Bir yandaş medya organı dün YouTube denetimi ile ilgili ilk taslağın nasıl olduğunu duyurdu.
Buna göre YouTube yayını yapmak isteyenle RTÜK’ten lisans almak zorunda kalacaklar.
Yani tıpkı televizyon ve radyo yayını gibi olacak, kişiler ya da kurumlar kendi başlarına YouTube kanalı açamayacak, RTÜK’ten frekans satın alacak.
RTÜK lisans almayan kanallara erişim yasağı getirecek.
Eğer yayınları başkanın hoşuna gitmezse lisans almış olsa bile bir YouTube kanalı kaldırılabilecek.
Lisans bedeli 643 bin lira olacak.
Her kullanıcı RTÜK’e aylık gelirinin yüzde 1.5’ini verecek.
RTÜK tıpkı radyo ve televizyonlara verdiği gibi YouTube kanallarına da para cezası uygulayabilecek.
RTÜK başkanının “rüya gördüğünü” yazmak istemem ama bunların olması mümkün değil.
Çünkü YouTube bütün dünyanın kabul ettiği bağımsız bir ortak yayın programı.

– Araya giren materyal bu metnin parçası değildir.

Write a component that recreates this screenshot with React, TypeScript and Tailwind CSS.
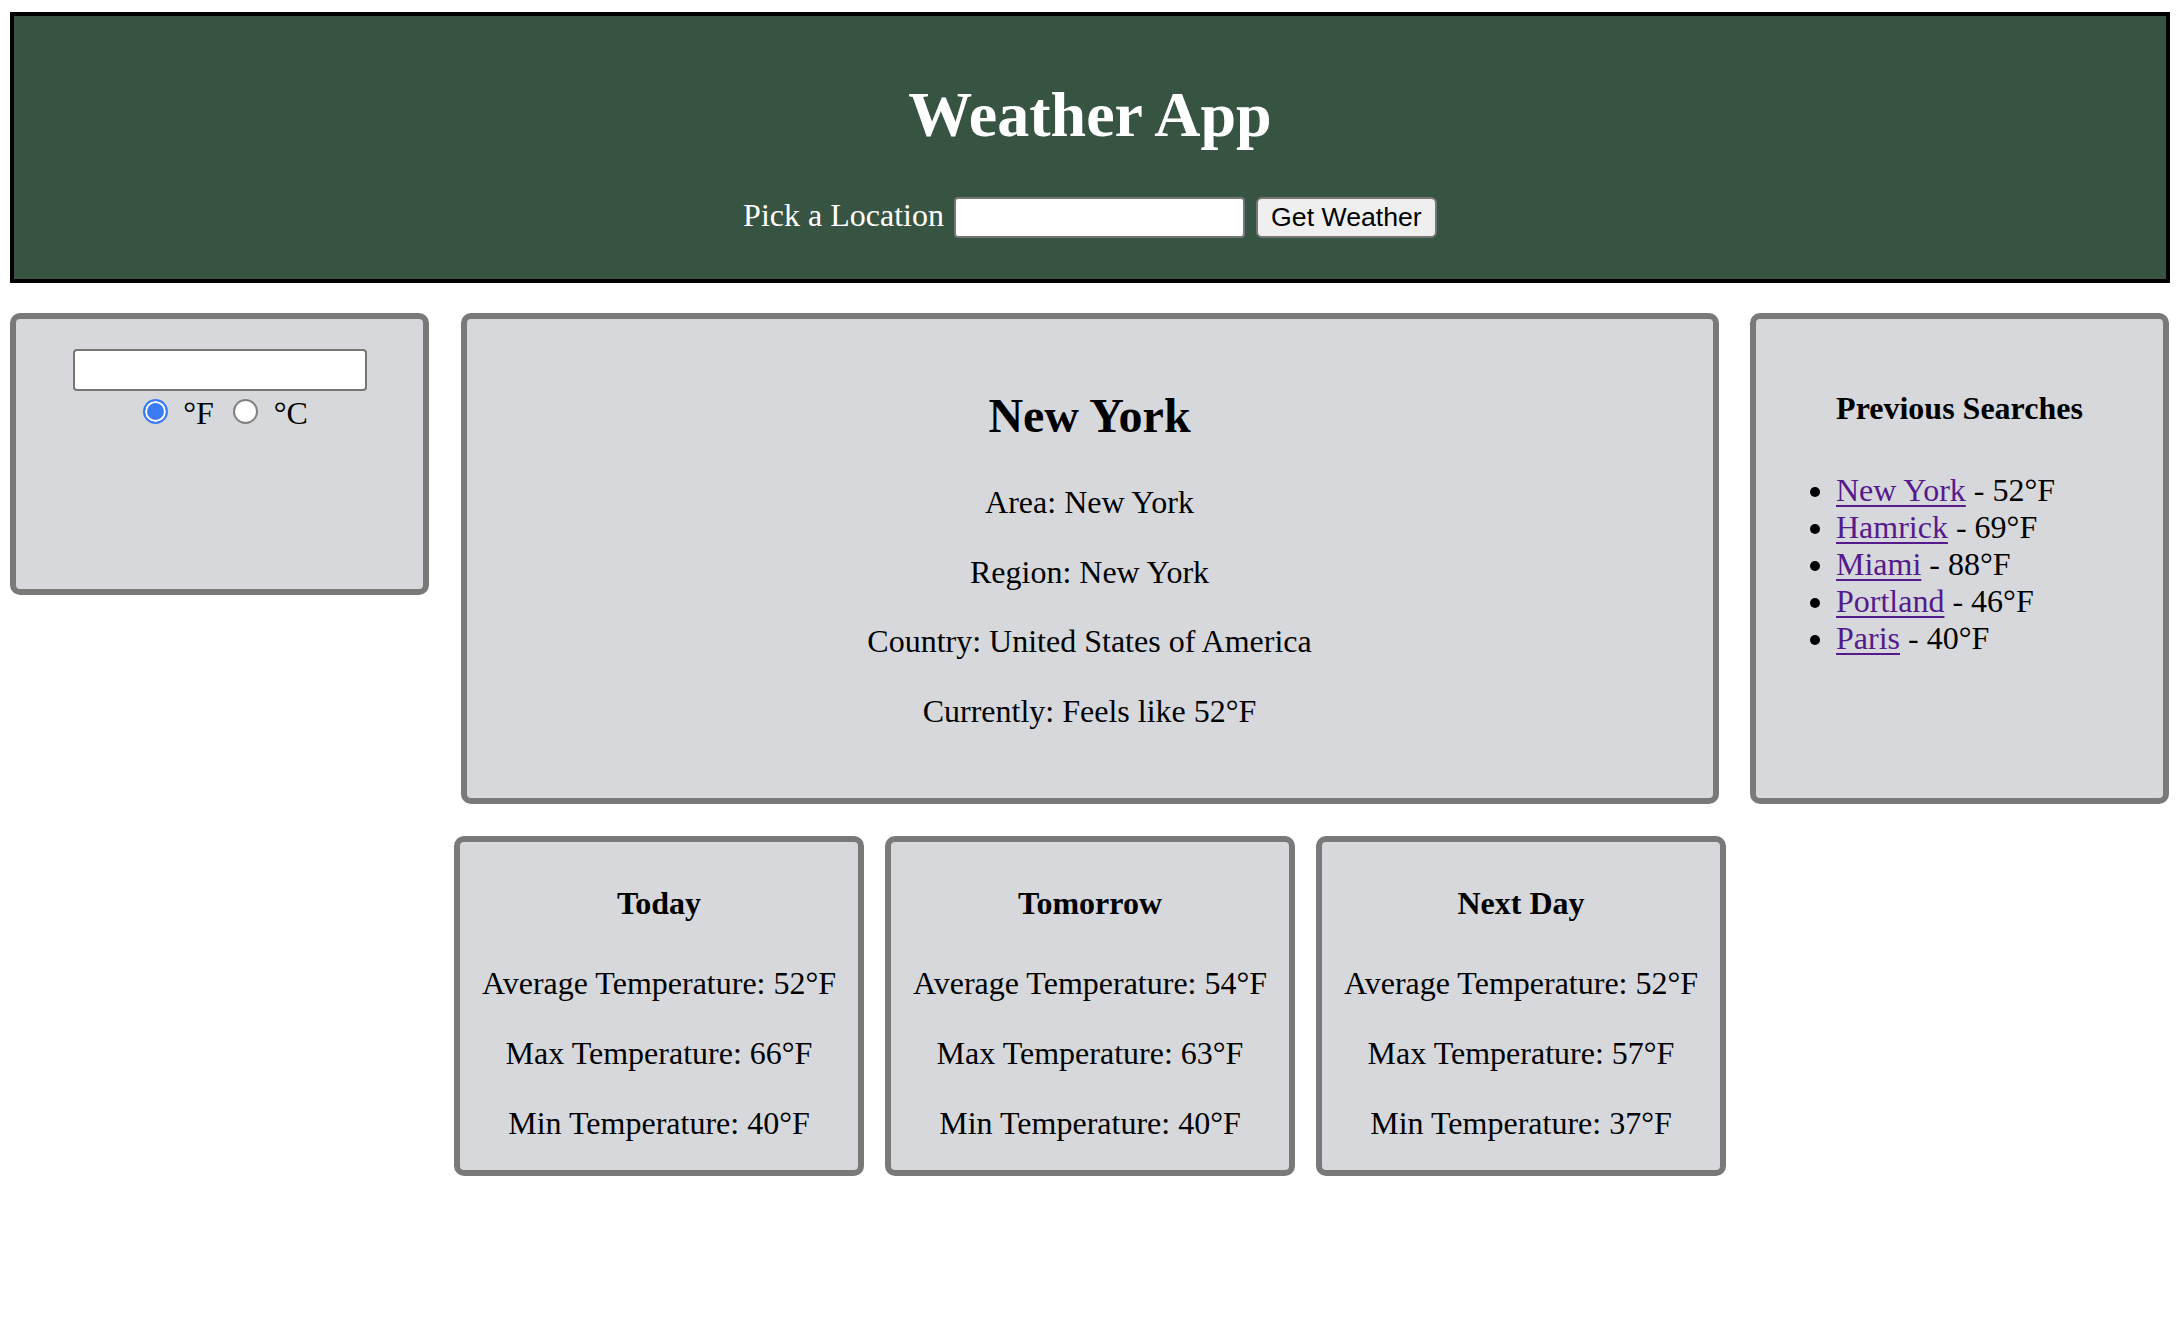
import React, { useState } from 'react';

const PREVIOUS = [
  { city: 'New York', temp: 52 },
  { city: 'Hamrick', temp: 69 },
  { city: 'Miami', temp: 88 },
  { city: 'Portland', temp: 46 },
  { city: 'Paris', temp: 40 },
];

const FORECAST = [
  { label: 'Today', avg: 52, max: 66, min: 40 },
  { label: 'Tomorrow', avg: 54, max: 63, min: 40 },
  { label: 'Next Day', avg: 52, max: 57, min: 37 },
];

const panel = 'box-border border-[6px] border-[#797979] rounded-[10px] bg-[#d6d8dc]';

const Radio = ({ checked, onClick }: { checked: boolean; onClick: () => void }) => (
  <input
    type="radio"
    checked={checked}
    onChange={onClick}
    className={
      checked
        ? 'appearance-none w-[25px] h-[25px] rounded-full border-2 border-[#3b7cf5] bg-[#3b7cf5] shadow-[inset_0_0_0_2px_white] mb-[5px]'
        : 'appearance-none w-[25px] h-[25px] rounded-full border-2 border-[#808080] bg-white mb-[5px]'
    }
  />
);

const App = () => {
  const [unit, setUnit] = useState<'F' | 'C'>('F');

  return (
    <div className="min-h-screen bg-white font-['Liberation_Serif',serif] text-black">
      <div className="ml-[10px] w-[2160px] pt-[12px]">
        <header className="border-4 border-black bg-[#375442] pt-[62px] pb-[41px]">
          <h1 className="text-center text-[64px] font-bold leading-[74px] text-white">Weather App</h1>
          <div className="mt-[45px] flex h-[41px] items-center justify-center">
            <label className="mr-[10px] pb-[4px] text-[32px] leading-[37px] text-white">Pick a Location</label>
            <input className="box-border h-[41px] w-[291px] rounded-[4px] border-2 border-[#767676] bg-white px-2 text-[26px]" />
            <button className="ml-[11px] box-border h-[41px] w-[181px] rounded-[6px] border-2 border-[#767676] bg-[#efefef] font-['Liberation_Sans',sans-serif] text-[26.67px] leading-none text-black">
              Get Weather
            </button>
          </div>
        </header>

        <div className="mt-[30px] flex items-start gap-[31.5px]">
          <div className={`${panel} flex h-[282px] w-[419px] flex-col items-center pt-[30px]`}>
            <input className="box-border h-[42px] w-[294px] rounded-[4px] border-2 border-[#767676] bg-white px-2 text-[26px]" />
            <div className="mt-[4px] flex h-[37px] items-center pl-[12px] text-[32px] leading-[37px]">
              <Radio checked={unit === 'F'} onClick={() => setUnit('F')} />
              <span className="ml-[15px]">°F</span>
              <span className="ml-[19px] flex items-center">
                <Radio checked={unit === 'C'} onClick={() => setUnit('C')} />
              </span>
              <span className="ml-[16px]">°C</span>
            </div>
          </div>

          <div className={`${panel} h-[491px] w-[1258px] pt-[69px] text-center`}>
            <h2 className="text-[48px] font-bold leading-[55px]">New York</h2>
            <div className="mt-[41px] flex flex-col gap-[32.5px] text-[32px] leading-[37px]">
              <p>Area: New York</p>
              <p>Region: New York</p>
              <p>Country: United States of America</p>
              <p>Currently: Feels like 52°F</p>
            </div>
          </div>

          <div className={`${panel} h-[491px] w-[419px] pt-[71px]`}>
            <h4 className="text-center text-[32px] font-bold leading-[37px]">Previous Searches</h4>
            <ul className="mt-[45px] list-disc pl-[80px] text-[32px] leading-[37px]">
              {PREVIOUS.map((p) => (
                <li key={p.city}>
                  <a href="#" className="text-[#551a8b] underline decoration-[2px] underline-offset-[4px]">
                    {p.city}
                  </a>{' '}
                  - {p.temp}°F
                </li>
              ))}
            </ul>
          </div>
        </div>

        <div className="mt-[32px] flex justify-center gap-[21px]">
          {FORECAST.map((d) => (
            <div key={d.label} className={`${panel} h-[340px] w-[410px] pt-[43px] text-center text-[32px] leading-[37px]`}>
              <h4 className="font-bold">{d.label}</h4>
              <div className="mt-[43px] flex flex-col gap-[33px]">
                <p>Average Temperature: {d.avg}°F</p>
                <p>Max Temperature: {d.max}°F</p>
                <p>Min Temperature: {d.min}°F</p>
              </div>
            </div>
          ))}
        </div>
      </div>
    </div>
  );
};

export default App;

YouTube’un çıkış nedeni de “Kişi ve kurumların devletten izin almadan, bağımsız biçimde, bir gelir sağlayarak ya da bundan yararlanmayacak yayın yapmalarına olanak tanımak” diye tanımlanıyor.
Devletler YouTube yayınlarına karşı kendi hukuk kurallarını uygulayarak yaptırımda bulunabilirler elbette ama ana verici kaynağı bir başkasında olan sistemin içinden frekans satışı yapamazlar.
RTÜK başkanının ve tabii ki sarayın hedefi beğenmedikleri YouTube yayınlarını engellemek.
Ancak YouTube sadece siyasi konuşmalar yapan gazeteci ve akademisyenlerin platformu değil ki.
Bu platformda müzik, sinema, tiyatro, eğitim programı, tarih, din, bilim, spor, her türlü aktivite konularında binlerce yayın var.
Şimdi siz kalkıp bunların hepsine “benden frekans alacaksınız, şu kadar da para ödeyeceksiniz” demeye kalkarsanız dünyada gülünç olursunuz.